Super useful for “top N per group” queries:

-- Top 2 highest paid employees per department
WITH ranked AS (
    SELECT
        name, department, salary,
        ROW_NUMBER() OVER (PARTITION BY department ORDER BY salary DESC) AS rn
    FROM employees
)
SELECT name, department, salary
FROM ranked
WHERE rn <= 2;

RANK()

Like ROW_NUMBER, but ties get the same rank. After a tie, it skips numbers.

-- If Alice and Eve both earn 90000:
-- RANK: 1, 1, 3 (skips 2)
SELECT
    name, salary,
    RANK() OVER (ORDER BY salary DESC) AS rnk
FROM employees;
-- name    | salary | rnk
-- Alice   | 90000  | 1
-- Eve     | 90000  | 1   ← same rank (tie)
-- Bob     | 80000  | 3   ← skips 2!

DENSE_RANK()

Same as RANK, but doesn’t skip numbers after ties.

-- DENSE_RANK: 1, 1, 2 (no gaps)
SELECT
    name, salary,
    DENSE_RANK() OVER (ORDER BY salary DESC) AS drnk
FROM employees;
-- name    | salary | drnk
-- Alice   | 90000  | 1
-- Eve     | 90000  | 1   ← same rank (tie)
-- Bob     | 80000  | 2   ← no gap!

Salary ROW_NUMBER RANK DENSE_RANK

90000111

90000211

8000033 ← skip2 ← no skip

70000443

LAG and LEAD — Looking at Neighboring Rows

LAG looks at the previous row. LEAD looks at the next row. These are incredibly useful for comparisons over time.

-- Compare each month's revenue with the previous month
SELECT
    month,
    revenue,
    LAG(revenue) OVER (ORDER BY month) AS prev_month,
    revenue - LAG(revenue) OVER (ORDER BY month) AS change
FROM monthly_revenue;

-- Result:
-- month   | revenue | prev_month | change
-- Jan     | 10000   | NULL       | NULL
-- Feb     | 12000   | 10000      | 2000
-- Mar     | 11000   | 12000      | -1000
-- Apr     | 15000   | 11000      | 4000

-- LAG with a default value (avoid NULLs for the first row)
LAG(revenue, 1, 0) OVER (ORDER BY month)
--            ^  ^
--            |  └── default value if no previous row
--            └── how many rows back to look

Running Totals with SUM() OVER()

This is a classic use case — compute a cumulative sum as we move through rows.

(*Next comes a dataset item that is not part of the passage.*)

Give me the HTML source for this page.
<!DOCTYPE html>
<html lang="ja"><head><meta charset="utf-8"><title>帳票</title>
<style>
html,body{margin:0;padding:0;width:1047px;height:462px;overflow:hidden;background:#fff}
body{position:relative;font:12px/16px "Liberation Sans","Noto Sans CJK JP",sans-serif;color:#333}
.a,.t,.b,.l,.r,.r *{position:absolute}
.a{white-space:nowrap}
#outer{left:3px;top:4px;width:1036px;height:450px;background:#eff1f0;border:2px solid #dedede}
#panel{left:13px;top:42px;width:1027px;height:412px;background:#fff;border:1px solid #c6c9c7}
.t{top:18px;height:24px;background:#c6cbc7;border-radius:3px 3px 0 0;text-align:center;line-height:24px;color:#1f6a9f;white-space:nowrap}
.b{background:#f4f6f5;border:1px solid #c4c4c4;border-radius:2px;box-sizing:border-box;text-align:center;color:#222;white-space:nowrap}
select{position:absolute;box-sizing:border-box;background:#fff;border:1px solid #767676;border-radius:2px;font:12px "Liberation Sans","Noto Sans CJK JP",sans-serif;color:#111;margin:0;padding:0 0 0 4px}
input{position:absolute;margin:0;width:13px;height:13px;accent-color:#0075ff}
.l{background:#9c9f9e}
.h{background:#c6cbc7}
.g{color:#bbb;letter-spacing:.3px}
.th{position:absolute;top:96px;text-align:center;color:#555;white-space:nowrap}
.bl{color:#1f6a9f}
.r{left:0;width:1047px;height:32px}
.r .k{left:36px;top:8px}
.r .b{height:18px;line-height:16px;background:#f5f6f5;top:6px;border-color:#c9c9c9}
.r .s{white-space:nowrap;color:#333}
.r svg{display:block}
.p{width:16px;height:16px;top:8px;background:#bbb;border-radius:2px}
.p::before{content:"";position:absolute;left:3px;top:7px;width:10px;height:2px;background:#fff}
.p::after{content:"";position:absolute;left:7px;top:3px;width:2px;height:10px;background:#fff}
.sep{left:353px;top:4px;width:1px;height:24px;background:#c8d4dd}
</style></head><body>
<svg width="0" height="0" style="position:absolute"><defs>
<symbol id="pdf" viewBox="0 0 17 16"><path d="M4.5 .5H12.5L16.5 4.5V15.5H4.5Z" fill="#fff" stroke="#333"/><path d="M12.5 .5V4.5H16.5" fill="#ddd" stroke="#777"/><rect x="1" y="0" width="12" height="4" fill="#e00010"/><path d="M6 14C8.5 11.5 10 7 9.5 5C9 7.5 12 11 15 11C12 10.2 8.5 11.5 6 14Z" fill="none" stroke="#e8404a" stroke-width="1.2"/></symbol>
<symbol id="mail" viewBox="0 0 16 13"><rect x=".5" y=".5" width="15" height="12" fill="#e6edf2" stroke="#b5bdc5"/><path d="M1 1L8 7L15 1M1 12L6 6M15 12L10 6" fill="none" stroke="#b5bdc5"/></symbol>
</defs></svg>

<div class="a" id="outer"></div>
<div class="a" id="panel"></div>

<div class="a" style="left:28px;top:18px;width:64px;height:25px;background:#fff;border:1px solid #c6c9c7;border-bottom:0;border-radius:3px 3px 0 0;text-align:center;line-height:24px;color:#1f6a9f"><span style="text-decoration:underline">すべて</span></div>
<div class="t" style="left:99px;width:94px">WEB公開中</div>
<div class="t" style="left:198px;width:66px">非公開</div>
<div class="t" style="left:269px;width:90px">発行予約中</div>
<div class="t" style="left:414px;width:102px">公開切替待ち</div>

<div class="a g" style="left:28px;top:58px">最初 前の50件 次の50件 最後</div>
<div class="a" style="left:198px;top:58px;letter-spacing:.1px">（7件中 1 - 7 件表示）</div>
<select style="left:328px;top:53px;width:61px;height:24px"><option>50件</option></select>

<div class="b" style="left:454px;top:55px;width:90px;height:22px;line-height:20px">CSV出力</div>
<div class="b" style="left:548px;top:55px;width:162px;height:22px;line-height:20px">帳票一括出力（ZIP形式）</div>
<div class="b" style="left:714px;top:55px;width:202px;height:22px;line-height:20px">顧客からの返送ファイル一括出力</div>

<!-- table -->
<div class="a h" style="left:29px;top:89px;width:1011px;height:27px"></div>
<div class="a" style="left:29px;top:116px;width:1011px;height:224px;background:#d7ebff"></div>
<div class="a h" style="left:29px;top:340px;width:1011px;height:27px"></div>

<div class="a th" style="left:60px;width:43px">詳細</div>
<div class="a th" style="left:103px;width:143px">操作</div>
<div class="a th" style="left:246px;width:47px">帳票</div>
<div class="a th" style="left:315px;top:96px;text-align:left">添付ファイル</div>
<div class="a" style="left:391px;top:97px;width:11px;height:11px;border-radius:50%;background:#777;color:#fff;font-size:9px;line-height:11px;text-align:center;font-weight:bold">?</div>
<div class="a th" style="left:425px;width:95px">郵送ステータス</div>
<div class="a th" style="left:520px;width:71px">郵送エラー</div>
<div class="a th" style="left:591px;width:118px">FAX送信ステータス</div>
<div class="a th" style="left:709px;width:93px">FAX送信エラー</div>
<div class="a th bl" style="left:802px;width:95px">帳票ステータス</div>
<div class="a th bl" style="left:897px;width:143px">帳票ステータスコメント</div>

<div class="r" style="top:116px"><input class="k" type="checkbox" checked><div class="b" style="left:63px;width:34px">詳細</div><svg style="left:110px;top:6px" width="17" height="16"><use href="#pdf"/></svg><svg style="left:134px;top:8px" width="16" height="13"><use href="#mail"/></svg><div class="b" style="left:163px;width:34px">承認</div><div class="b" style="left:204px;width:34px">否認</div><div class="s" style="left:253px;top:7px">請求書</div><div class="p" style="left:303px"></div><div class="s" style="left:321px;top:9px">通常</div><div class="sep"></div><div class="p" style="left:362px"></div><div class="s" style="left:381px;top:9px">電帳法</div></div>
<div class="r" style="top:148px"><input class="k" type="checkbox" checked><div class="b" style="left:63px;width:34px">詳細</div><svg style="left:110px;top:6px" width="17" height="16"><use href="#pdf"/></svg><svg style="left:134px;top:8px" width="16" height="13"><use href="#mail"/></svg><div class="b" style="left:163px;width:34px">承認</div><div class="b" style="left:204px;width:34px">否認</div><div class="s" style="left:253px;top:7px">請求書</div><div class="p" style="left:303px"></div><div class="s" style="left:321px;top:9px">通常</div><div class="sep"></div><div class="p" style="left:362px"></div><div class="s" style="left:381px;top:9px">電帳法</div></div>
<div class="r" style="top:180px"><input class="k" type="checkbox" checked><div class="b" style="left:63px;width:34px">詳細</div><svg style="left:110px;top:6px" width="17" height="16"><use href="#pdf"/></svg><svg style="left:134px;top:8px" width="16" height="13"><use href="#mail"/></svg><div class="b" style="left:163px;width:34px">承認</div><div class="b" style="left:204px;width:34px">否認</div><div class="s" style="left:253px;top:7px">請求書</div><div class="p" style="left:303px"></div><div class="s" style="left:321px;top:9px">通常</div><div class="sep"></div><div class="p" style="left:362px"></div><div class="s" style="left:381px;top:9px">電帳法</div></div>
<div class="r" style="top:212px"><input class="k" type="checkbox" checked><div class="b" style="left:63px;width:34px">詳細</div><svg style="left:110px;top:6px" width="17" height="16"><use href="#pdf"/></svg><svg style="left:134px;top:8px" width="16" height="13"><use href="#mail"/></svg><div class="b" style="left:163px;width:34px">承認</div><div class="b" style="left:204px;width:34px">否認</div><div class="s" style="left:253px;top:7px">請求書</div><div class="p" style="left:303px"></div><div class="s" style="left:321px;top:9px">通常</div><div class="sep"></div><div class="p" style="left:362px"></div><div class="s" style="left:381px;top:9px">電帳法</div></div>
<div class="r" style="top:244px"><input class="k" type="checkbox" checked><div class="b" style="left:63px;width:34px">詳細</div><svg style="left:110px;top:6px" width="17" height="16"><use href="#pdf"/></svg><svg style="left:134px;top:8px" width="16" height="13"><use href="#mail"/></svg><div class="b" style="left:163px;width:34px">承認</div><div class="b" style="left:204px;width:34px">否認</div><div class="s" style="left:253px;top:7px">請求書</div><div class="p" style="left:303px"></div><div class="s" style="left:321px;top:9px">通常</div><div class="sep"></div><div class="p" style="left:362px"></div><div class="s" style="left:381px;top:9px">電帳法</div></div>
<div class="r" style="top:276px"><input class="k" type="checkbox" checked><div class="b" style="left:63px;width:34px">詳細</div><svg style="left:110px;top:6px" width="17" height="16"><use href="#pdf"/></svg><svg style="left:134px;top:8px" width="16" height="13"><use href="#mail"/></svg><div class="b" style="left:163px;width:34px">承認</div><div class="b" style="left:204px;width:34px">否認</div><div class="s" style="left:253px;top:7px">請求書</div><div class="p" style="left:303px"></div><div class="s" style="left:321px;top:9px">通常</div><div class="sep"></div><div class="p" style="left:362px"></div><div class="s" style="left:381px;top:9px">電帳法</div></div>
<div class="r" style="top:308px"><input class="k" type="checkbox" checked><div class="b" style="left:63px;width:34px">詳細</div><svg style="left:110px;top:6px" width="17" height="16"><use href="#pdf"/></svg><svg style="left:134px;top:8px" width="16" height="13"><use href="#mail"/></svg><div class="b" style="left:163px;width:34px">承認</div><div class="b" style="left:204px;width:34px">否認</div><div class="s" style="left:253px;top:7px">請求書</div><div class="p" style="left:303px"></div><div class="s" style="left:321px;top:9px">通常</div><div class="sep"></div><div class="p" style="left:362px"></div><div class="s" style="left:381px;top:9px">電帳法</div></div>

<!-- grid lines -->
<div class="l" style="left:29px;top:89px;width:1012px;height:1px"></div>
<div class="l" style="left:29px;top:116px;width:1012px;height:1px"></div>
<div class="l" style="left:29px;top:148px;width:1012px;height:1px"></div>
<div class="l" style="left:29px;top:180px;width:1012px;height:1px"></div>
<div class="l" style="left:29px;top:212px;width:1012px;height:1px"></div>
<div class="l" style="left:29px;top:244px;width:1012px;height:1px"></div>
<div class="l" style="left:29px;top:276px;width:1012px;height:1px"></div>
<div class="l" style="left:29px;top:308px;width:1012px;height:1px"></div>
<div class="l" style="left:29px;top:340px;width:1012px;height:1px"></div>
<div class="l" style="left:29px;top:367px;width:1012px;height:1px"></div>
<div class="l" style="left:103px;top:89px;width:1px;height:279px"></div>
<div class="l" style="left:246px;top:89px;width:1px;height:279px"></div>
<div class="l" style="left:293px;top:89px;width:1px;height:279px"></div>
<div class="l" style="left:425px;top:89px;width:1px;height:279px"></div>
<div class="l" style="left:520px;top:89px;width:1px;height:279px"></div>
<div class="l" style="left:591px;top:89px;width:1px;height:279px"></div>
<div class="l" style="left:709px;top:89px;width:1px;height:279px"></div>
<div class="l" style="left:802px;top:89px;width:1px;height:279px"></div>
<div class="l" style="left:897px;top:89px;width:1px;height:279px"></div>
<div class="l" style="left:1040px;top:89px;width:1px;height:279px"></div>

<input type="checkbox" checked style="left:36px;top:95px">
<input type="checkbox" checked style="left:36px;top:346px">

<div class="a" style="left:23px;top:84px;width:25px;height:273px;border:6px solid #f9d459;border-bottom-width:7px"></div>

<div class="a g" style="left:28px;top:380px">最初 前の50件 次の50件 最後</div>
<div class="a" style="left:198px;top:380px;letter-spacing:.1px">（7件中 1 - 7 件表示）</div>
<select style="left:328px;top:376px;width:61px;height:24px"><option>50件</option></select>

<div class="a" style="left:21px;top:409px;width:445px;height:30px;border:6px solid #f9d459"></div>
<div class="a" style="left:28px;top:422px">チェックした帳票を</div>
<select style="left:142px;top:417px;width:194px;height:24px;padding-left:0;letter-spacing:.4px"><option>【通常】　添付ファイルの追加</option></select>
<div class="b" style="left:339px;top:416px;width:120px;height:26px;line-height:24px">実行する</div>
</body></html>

-- Running total of daily sales
SELECT
    order_date,
    amount,
    SUM(amount) OVER (ORDER BY order_date) AS running_total
FROM orders;

-- Result:
-- order_date | amount | running_total
-- Jan 1      | 100    | 100
-- Jan 2      | 250    | 350
-- Jan 3      | 175    | 525
-- Jan 4      | 300    | 825

We can also do running totals per group:

-- Running total per department
SELECT
    department,
    order_date,
    amount,
    SUM(amount) OVER (
        PARTITION BY department
        ORDER BY order_date
    ) AS dept_running_total
FROM orders;

Moving Averages with Frame Clauses

We can define a “window frame” — a sliding window of rows:

-- 3-day moving average
SELECT
    order_date,
    amount,
    AVG(amount) OVER (
        ORDER BY order_date
        ROWS BETWEEN 2 PRECEDING AND CURRENT ROW  -- current + 2 previous
    ) AS moving_avg_3day
FROM orders;

Common Real-World Patterns

-- Percentage of total
SELECT
    department,
    salary,
    salary * 100.0 / SUM(salary) OVER () AS pct_of_total
FROM employees;

-- Find duplicates (keep one, mark the rest)
WITH numbered AS (
    SELECT *,
        ROW_NUMBER() OVER (PARTITION BY email ORDER BY id) AS rn
    FROM users
)
DELETE FROM users WHERE id IN (
    SELECT id FROM numbered WHERE rn > 1
);

Interview Tip

Window functions are a favorite topic in SQL interviews because they separate people who know basic SQL from those who know it well. Practice the “top N per group” pattern (ROW_NUMBER + CTE + WHERE rn <= N) — it comes up constantly. Also, be ready to explain the difference between ROW_NUMBER, RANK, and DENSE_RANK with a tie scenario.